A Python framework for high performance GPU simulation and graphics
https://nvidia.github.io/warp/
Other
4.28k stars 243 forks source link

[QUESTION] Deallocate/Free Memory from warp.sim #290

Closed knauth closed 3 months ago

knauth commented 3 months ago

After a sim is completed in warp.sim, how can I free the memory it allocates? Deleting the python object doesn't do anything, nor does scoping it. I can't find anything related to freeing memory in the docs.

shi-eric commented 3 months ago

Hi @knauth, can you please provide a small example that illustrates the issue?

knauth commented 3 months ago

Hey @shi-eric - sure. I have a "MeshSim" object which builds and simulates a model:

class MeshSim:
    def __init__(self, mesh_path: os.path):
        self.bd = wp.sim.ModelBuilder()
        self.mesh_points, self.mesh_indices = wp.sim.load_mesh(mesh_path)
        self.mesh_points = [[y, z, x] for x, y, z in self.mesh_points]
        mesh = wp.sim.Mesh(self.mesh_points, self.mesh_indices)

        mi = self.bd.add_body(origin=wp.transform([0, 20, 0], wp.quat_identity()))
        ms = self.bd.add_shape_mesh(mi, mesh=mesh, scale=[0.1, 0.1, 0.1])

        self.model = self.bd.finalize()

        [etc...]

I run that sim using the usual methods, here's how it's called in my main.py:

ms = MeshSim(meshPath)
transform = ms.run(500)

I want to then run another sim which is constructed the same way. The problem is that this sim uses ~4gb of VRAM (I have manually set the memory allocated as part of a workaround for the quadratic memory requirements of ModelBuilder.finalize()). I'd like to release that memory so it can be used by the second sim. I've tried placing the class instantiation in a function so that it moves out of scope, and manually deleting the object using del. Nothing I've tried gets Warp to release that GPU memory so it can be reallocated, short of killing the Python process itself, which is not something I want to do in production.

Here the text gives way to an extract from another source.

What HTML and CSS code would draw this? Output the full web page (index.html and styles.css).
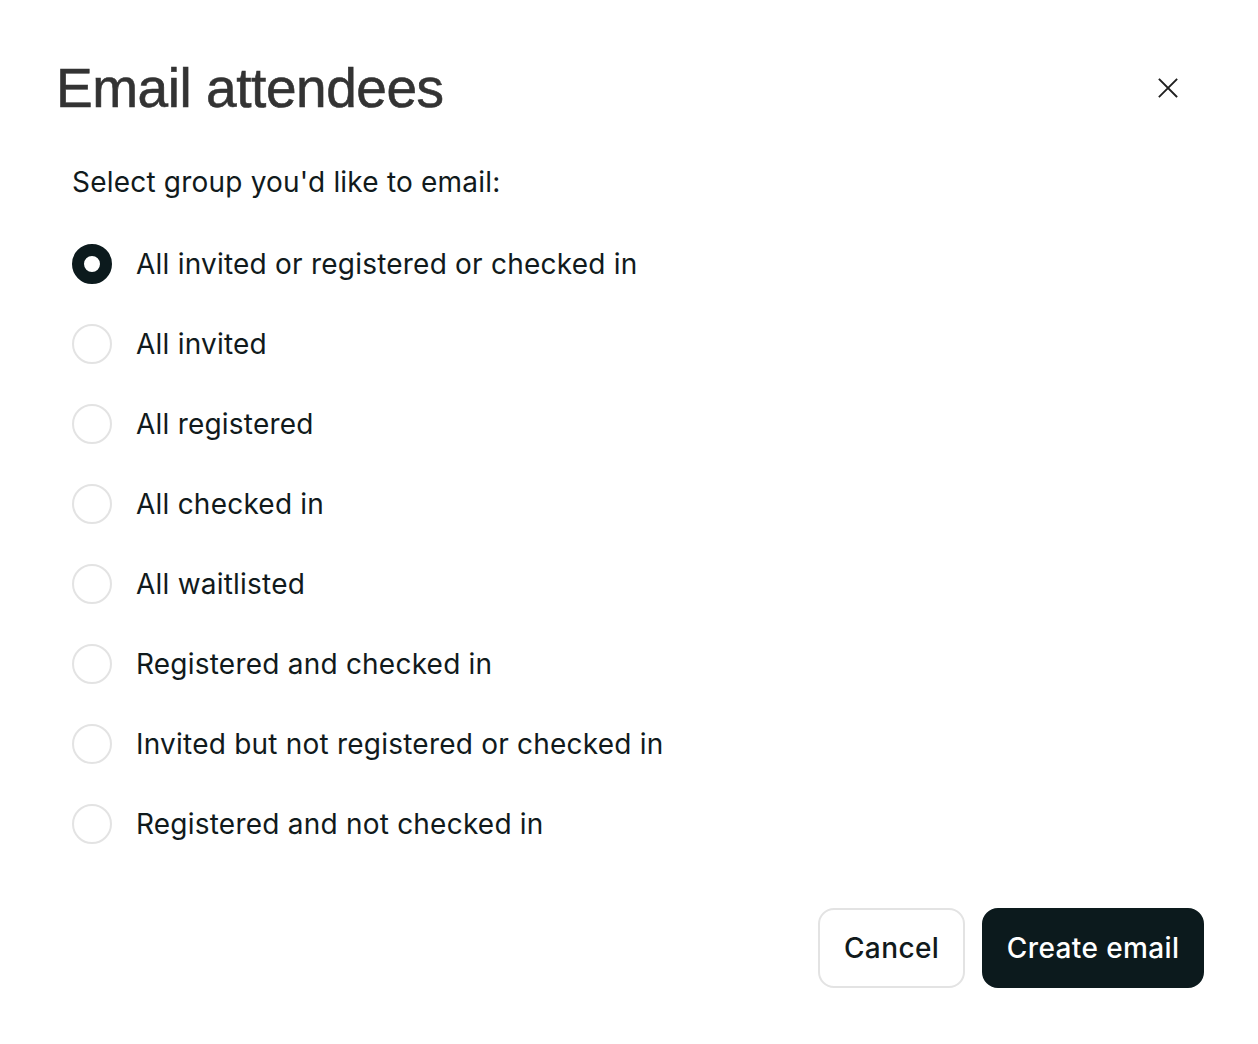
FILE: index.html
```html
<!DOCTYPE html>
<html lang="en">
<head>
<meta charset="utf-8">
<title>Email attendees</title>
<link rel="stylesheet" href="styles.css">
</head>
<body>
<div class="dialog">
  <header class="dialog-header">
    <h1 class="dialog-title">Email attendees</h1>
    <button class="close-btn" aria-label="Close">
      <svg width="22" height="22" viewBox="0 0 22 22" fill="none" stroke="#1f1f1f" stroke-width="1.8" stroke-linecap="square">
        <path d="M2.5 2.5L19.5 19.5M19.5 2.5L2.5 19.5"/>
      </svg>
    </button>
  </header>
  <div class="dialog-body">
    <p class="prompt">Select group you'd like to email:</p>
    <ul class="options">
      <li class="option"><span class="radio checked"></span><span class="label">All invited or registered or checked in</span></li>
      <li class="option"><span class="radio"></span><span class="label">All invited</span></li>
      <li class="option"><span class="radio"></span><span class="label">All registered</span></li>
      <li class="option"><span class="radio"></span><span class="label">All checked in</span></li>
      <li class="option"><span class="radio"></span><span class="label">All waitlisted</span></li>
      <li class="option"><span class="radio"></span><span class="label">Registered and checked in</span></li>
      <li class="option"><span class="radio"></span><span class="label">Invited but not registered or checked in</span></li>
      <li class="option"><span class="radio"></span><span class="label">Registered and not checked in</span></li>
    </ul>
  </div>
  <footer class="dialog-footer">
    <button class="btn btn-secondary">Cancel</button>
    <button class="btn btn-primary">Create email</button>
  </footer>
</div>
</body>
</html>
```
FILE: styles.css
```css
html, body {
  margin: 0;
  padding: 0;
  background: #ffffff;
}

body {
  font-family: Inter, "Liberation Sans", sans-serif;
  color: #111a1c;
}

.dialog {
  width: 1258px;
  height: 1044px;
  box-sizing: border-box;
  padding: 56px 54px 0 56px;
  display: flex;
  flex-direction: column;
}

.dialog-header {
  display: flex;
  align-items: center;
  justify-content: space-between;
  height: 64px;
}

.dialog-title {
  margin: 0;
  font-family: "Liberation Sans", Arial, sans-serif;
  font-weight: 400;
  font-size: 55px;
  letter-spacing: -0.45px;
  color: #333333;
  -webkit-text-stroke: 0.6px #333333;
}

.close-btn {
  border: 0;
  background: none;
  padding: 0;
  width: 22px;
  height: 22px;
  margin-right: 25px;
  cursor: pointer;
}

.dialog-body {
  padding-left: 16px;
  padding-top: 42px;
}

.prompt {
  margin: 0;
  font-size: 28px;
  line-height: 40px;
  letter-spacing: 0.2px;
}

.options {
  list-style: none;
  margin: 42px 0 0;
  padding: 0;
  display: flex;
  flex-direction: column;
  gap: 40px;
}

.option {
  display: flex;
  align-items: center;
  gap: 24px;
  height: 40px;
}

.radio {
  flex: none;
  box-sizing: border-box;
  width: 40px;
  height: 40px;
  border-radius: 50%;
  border: 2px solid #e3e3e3;
  background: #fff;
}

.radio.checked {
  border: 12px solid #0c1a1d;
}

.label {
  font-size: 28px;
  line-height: 40px;
  letter-spacing: 0.22px;
}

.dialog-footer {
  display: flex;
  justify-content: flex-end;
  gap: 17px;
  margin-top: 64px;
}

.btn {
  font-family: Inter, "Liberation Sans", sans-serif;
  font-size: 28px;
  font-weight: 500;
  letter-spacing: 0.4px;
  height: 80px;
  border-radius: 16px;
  padding: 0 24px;
  cursor: pointer;
}

.btn-secondary {
  background: #fff;
  color: #111a1c;
  border: 2px solid #e3e3e3;
}

.btn-primary {
  background: #0c1a1d;
  color: #fff;
  border: 2px solid #0c1a1d;
  padding: 0 22.5px;
}
```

Is there a way to manually instruct warp to free/deallocate the memory the Model allocates?

knauth commented 3 months ago

For clarification- my workaround only involves manually setting the num_rigid_contacts_per_env and then a small tweak to the broadphase kernel to avoid keeping the shape-shape cartesian products in memory. There's no changes to how the actual memory is allocated/deallocated.

shi-eric commented 3 months ago

Hey @knauth, as an experiment can you add a wp.synchronize() after the del ms? I wonder if you're seeing the effects of the CUDA stream-ordered memory allocator not releasing memory until a stream-synchronization event occurs.

For debugging purposes you can also print out the value of wp.get_device().free_memory / (1024*1024*1024) at various points to get the free device memory in GiB.

knauth commented 3 months ago

@shi-eric, excellent! This resolves the issue and the memory is properly freed after the Python object is deleted. Thanks for the help.

shi-eric commented 3 months ago

Awesome! Glad to know it helped!